— Direction —
Transcribe every line exactly and omit anything that is a picture.

— Provided material —
--- BEGIN ---

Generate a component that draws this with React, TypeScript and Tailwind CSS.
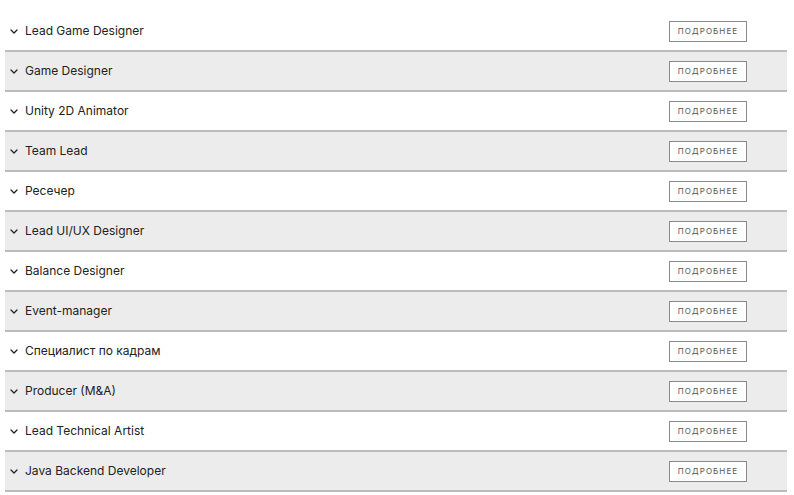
const jobs = [
  "Lead Game Designer",
  "Game Designer",
  "Unity 2D Animator",
  "Team Lead",
  "Ресечер",
  "Lead UI/UX Designer",
  "Balance Designer",
  "Event-manager",
  "Специалист по кадрам",
  "Producer (M&A)",
  "Lead Technical Artist",
  "Java Backend Developer",
];

function Chevron() {
  return (
    <svg width="8" height="5" viewBox="0 0 8 5" fill="none" stroke="#222" strokeWidth="1.3" strokeLinecap="round" strokeLinejoin="round">
      <path d="M1 1l3 3 3-3" />
    </svg>
  );
}

export default function App() {
  return (
    <div className="min-h-screen bg-white pt-3 pl-[5px] pr-[7px] font-['Inter','Noto_Sans',sans-serif] text-[#222]">
      {jobs.map((title, i) => (
        <div
          key={title}
          className={`flex h-10 items-center justify-between border-b-2 border-[#bcbcbc] pl-[5px] pr-[40px] ${
            i % 2 === 1 ? "bg-[#ececec]" : "bg-white"
          }`}
        >
          <div className="flex items-center gap-[7px] text-[12px] font-[380]">
            <Chevron />
            <span>{title}</span>
          </div>
          <button className="h-[21px] w-[78px] border border-[#8a8a8a] bg-white text-[8px] uppercase tracking-[1.1px] text-[#555]">
            Подробнее
          </button>
        </div>
      ))}
    </div>
  );
}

--- END ---

— Answer to this exercise —
Generate a component that draws this with React, TypeScript and Tailwind CSS.
const jobs = [
  "Lead Game Designer",
  "Game Designer",
  "Unity 2D Animator",
  "Team Lead",
  "Ресечер",
  "Lead UI/UX Designer",
  "Balance Designer",
  "Event-manager",
  "Специалист по кадрам",
  "Producer (M&A)",
  "Lead Technical Artist",
  "Java Backend Developer",
];

function Chevron() {
  return (
    <svg width="8" height="5" viewBox="0 0 8 5" fill="none" stroke="#222" strokeWidth="1.3" strokeLinecap="round" strokeLinejoin="round">
      <path d="M1 1l3 3 3-3" />
    </svg>
  );
}

export default function App() {
  return (
    <div className="min-h-screen bg-white pt-3 pl-[5px] pr-[7px] font-['Inter','Noto_Sans',sans-serif] text-[#222]">
      {jobs.map((title, i) => (
        <div
          key={title}
          className={`flex h-10 items-center justify-between border-b-2 border-[#bcbcbc] pl-[5px] pr-[40px] ${
            i % 2 === 1 ? "bg-[#ececec]" : "bg-white"
          }`}
        >
          <div className="flex items-center gap-[7px] text-[12px] font-[380]">
            <Chevron />
            <span>{title}</span>
          </div>
          <button className="h-[21px] w-[78px] border border-[#8a8a8a] bg-white text-[8px] uppercase tracking-[1.1px] text-[#555]">
            Подробнее
          </button>
        </div>
      ))}
    </div>
  );
}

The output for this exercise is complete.